### What the task asks
Each record that follows should be repeated exactly, minus any images.

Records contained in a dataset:
>>

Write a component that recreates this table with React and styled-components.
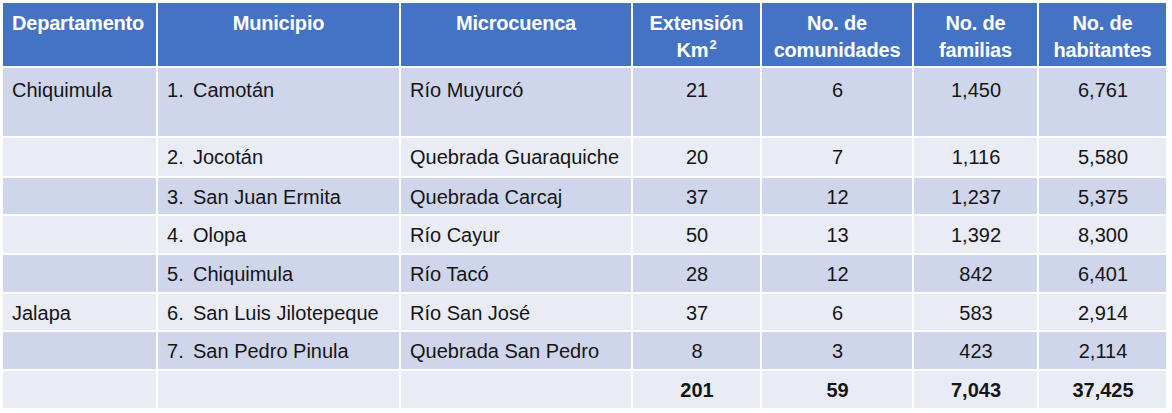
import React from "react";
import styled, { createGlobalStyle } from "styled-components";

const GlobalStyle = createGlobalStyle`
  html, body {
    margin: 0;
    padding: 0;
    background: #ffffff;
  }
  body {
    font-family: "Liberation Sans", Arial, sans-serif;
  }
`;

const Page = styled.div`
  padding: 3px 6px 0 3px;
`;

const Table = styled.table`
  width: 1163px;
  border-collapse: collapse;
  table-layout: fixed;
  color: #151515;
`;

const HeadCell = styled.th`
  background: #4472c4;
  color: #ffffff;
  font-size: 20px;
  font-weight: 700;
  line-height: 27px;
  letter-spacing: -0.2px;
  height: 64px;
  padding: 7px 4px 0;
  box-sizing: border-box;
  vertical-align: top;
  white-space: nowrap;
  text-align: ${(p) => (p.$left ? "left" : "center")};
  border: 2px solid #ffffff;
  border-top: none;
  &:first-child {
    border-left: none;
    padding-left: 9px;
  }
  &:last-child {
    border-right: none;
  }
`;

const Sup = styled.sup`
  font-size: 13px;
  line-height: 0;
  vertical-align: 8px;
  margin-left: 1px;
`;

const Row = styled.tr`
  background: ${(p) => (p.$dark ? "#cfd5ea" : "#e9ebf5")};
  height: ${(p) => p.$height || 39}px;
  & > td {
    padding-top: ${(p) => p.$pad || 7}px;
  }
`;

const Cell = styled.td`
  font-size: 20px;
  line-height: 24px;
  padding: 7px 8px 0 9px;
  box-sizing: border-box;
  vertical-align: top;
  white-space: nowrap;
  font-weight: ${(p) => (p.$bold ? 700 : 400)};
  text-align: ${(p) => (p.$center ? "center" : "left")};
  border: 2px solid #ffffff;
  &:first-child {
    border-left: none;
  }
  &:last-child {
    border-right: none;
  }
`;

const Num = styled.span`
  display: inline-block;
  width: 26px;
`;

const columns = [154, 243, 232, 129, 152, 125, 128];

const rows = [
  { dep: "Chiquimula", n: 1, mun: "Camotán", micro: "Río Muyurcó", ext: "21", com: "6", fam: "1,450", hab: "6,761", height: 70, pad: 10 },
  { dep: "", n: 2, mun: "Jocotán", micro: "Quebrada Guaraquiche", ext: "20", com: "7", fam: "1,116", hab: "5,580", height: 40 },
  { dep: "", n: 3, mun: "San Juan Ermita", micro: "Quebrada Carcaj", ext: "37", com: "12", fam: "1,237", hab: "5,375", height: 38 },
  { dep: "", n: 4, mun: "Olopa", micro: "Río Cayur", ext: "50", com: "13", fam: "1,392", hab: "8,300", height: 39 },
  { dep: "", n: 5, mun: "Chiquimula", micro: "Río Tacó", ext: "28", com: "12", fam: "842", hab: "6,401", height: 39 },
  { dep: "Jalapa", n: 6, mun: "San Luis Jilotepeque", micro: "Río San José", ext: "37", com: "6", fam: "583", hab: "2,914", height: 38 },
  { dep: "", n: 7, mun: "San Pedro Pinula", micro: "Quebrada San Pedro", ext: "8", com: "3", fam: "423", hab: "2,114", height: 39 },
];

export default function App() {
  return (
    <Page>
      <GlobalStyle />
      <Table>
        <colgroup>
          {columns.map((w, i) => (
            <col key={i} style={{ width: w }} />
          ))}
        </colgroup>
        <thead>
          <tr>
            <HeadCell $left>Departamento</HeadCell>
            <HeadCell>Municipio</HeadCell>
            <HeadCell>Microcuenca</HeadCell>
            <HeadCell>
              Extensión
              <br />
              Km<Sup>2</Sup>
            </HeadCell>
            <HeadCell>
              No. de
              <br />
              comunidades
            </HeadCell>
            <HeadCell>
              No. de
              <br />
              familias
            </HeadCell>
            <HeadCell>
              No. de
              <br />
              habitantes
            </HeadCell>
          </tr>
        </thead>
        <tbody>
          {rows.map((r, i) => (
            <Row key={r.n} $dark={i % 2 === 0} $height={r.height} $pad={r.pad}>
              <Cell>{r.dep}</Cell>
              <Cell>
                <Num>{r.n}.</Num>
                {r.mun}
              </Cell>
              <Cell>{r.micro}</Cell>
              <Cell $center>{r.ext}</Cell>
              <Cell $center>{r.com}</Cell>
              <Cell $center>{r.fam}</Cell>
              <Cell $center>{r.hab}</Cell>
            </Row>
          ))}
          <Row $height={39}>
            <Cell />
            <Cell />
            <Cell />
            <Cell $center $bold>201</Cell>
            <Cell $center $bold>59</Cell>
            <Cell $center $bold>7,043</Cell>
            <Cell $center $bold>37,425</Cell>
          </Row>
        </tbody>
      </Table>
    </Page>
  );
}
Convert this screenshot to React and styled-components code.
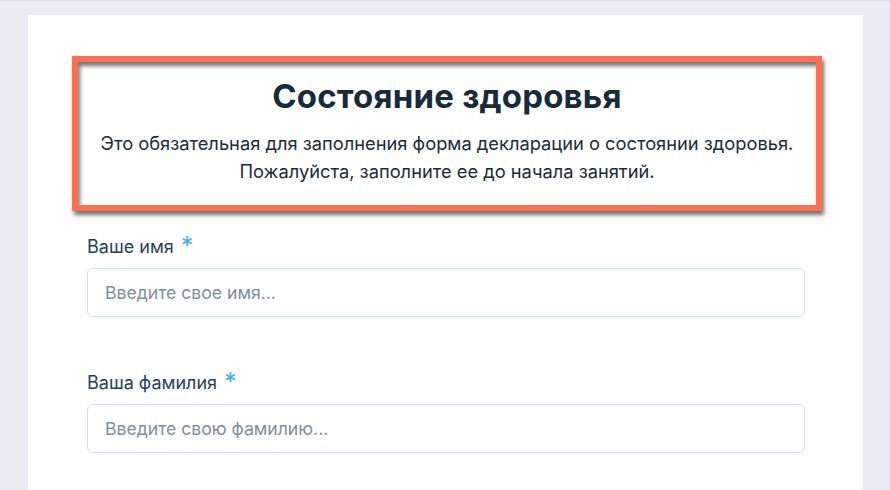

<<

### Answer to this task
Write a component that recreates this table with React and styled-components.
import React from "react";
import styled, { createGlobalStyle } from "styled-components";

const GlobalStyle = createGlobalStyle`
  html, body {
    margin: 0;
    padding: 0;
    background: #ffffff;
  }
  body {
    font-family: "Liberation Sans", Arial, sans-serif;
  }
`;

const Page = styled.div`
  padding: 3px 6px 0 3px;
`;

const Table = styled.table`
  width: 1163px;
  border-collapse: collapse;
  table-layout: fixed;
  color: #151515;
`;

const HeadCell = styled.th`
  background: #4472c4;
  color: #ffffff;
  font-size: 20px;
  font-weight: 700;
  line-height: 27px;
  letter-spacing: -0.2px;
  height: 64px;
  padding: 7px 4px 0;
  box-sizing: border-box;
  vertical-align: top;
  white-space: nowrap;
  text-align: ${(p) => (p.$left ? "left" : "center")};
  border: 2px solid #ffffff;
  border-top: none;
  &:first-child {
    border-left: none;
    padding-left: 9px;
  }
  &:last-child {
    border-right: none;
  }
`;

const Sup = styled.sup`
  font-size: 13px;
  line-height: 0;
  vertical-align: 8px;
  margin-left: 1px;
`;

const Row = styled.tr`
  background: ${(p) => (p.$dark ? "#cfd5ea" : "#e9ebf5")};
  height: ${(p) => p.$height || 39}px;
  & > td {
    padding-top: ${(p) => p.$pad || 7}px;
  }
`;

const Cell = styled.td`
  font-size: 20px;
  line-height: 24px;
  padding: 7px 8px 0 9px;
  box-sizing: border-box;
  vertical-align: top;
  white-space: nowrap;
  font-weight: ${(p) => (p.$bold ? 700 : 400)};
  text-align: ${(p) => (p.$center ? "center" : "left")};
  border: 2px solid #ffffff;
  &:first-child {
    border-left: none;
  }
  &:last-child {
    border-right: none;
  }
`;

const Num = styled.span`
  display: inline-block;
  width: 26px;
`;

const columns = [154, 243, 232, 129, 152, 125, 128];

const rows = [
  { dep: "Chiquimula", n: 1, mun: "Camotán", micro: "Río Muyurcó", ext: "21", com: "6", fam: "1,450", hab: "6,761", height: 70, pad: 10 },
  { dep: "", n: 2, mun: "Jocotán", micro: "Quebrada Guaraquiche", ext: "20", com: "7", fam: "1,116", hab: "5,580", height: 40 },
  { dep: "", n: 3, mun: "San Juan Ermita", micro: "Quebrada Carcaj", ext: "37", com: "12", fam: "1,237", hab: "5,375", height: 38 },
  { dep: "", n: 4, mun: "Olopa", micro: "Río Cayur", ext: "50", com: "13", fam: "1,392", hab: "8,300", height: 39 },
  { dep: "", n: 5, mun: "Chiquimula", micro: "Río Tacó", ext: "28", com: "12", fam: "842", hab: "6,401", height: 39 },
  { dep: "Jalapa", n: 6, mun: "San Luis Jilotepeque", micro: "Río San José", ext: "37", com: "6", fam: "583", hab: "2,914", height: 38 },
  { dep: "", n: 7, mun: "San Pedro Pinula", micro: "Quebrada San Pedro", ext: "8", com: "3", fam: "423", hab: "2,114", height: 39 },
];

export default function App() {
  return (
    <Page>
      <GlobalStyle />
      <Table>
        <colgroup>
          {columns.map((w, i) => (
            <col key={i} style={{ width: w }} />
          ))}
        </colgroup>
        <thead>
          <tr>
            <HeadCell $left>Departamento</HeadCell>
            <HeadCell>Municipio</HeadCell>
            <HeadCell>Microcuenca</HeadCell>
            <HeadCell>
              Extensión
              <br />
              Km<Sup>2</Sup>
            </HeadCell>
            <HeadCell>
              No. de
              <br />
              comunidades
            </HeadCell>
            <HeadCell>
              No. de
              <br />
              familias
            </HeadCell>
            <HeadCell>
              No. de
              <br />
              habitantes
            </HeadCell>
          </tr>
        </thead>
        <tbody>
          {rows.map((r, i) => (
            <Row key={r.n} $dark={i % 2 === 0} $height={r.height} $pad={r.pad}>
              <Cell>{r.dep}</Cell>
              <Cell>
                <Num>{r.n}.</Num>
                {r.mun}
              </Cell>
              <Cell>{r.micro}</Cell>
              <Cell $center>{r.ext}</Cell>
              <Cell $center>{r.com}</Cell>
              <Cell $center>{r.fam}</Cell>
              <Cell $center>{r.hab}</Cell>
            </Row>
          ))}
          <Row $height={39}>
            <Cell />
            <Cell />
            <Cell />
            <Cell $center $bold>201</Cell>
            <Cell $center $bold>59</Cell>
            <Cell $center $bold>7,043</Cell>
            <Cell $center $bold>37,425</Cell>
          </Row>
        </tbody>
      </Table>
    </Page>
  );
}
Convert this screenshot to React and styled-components code.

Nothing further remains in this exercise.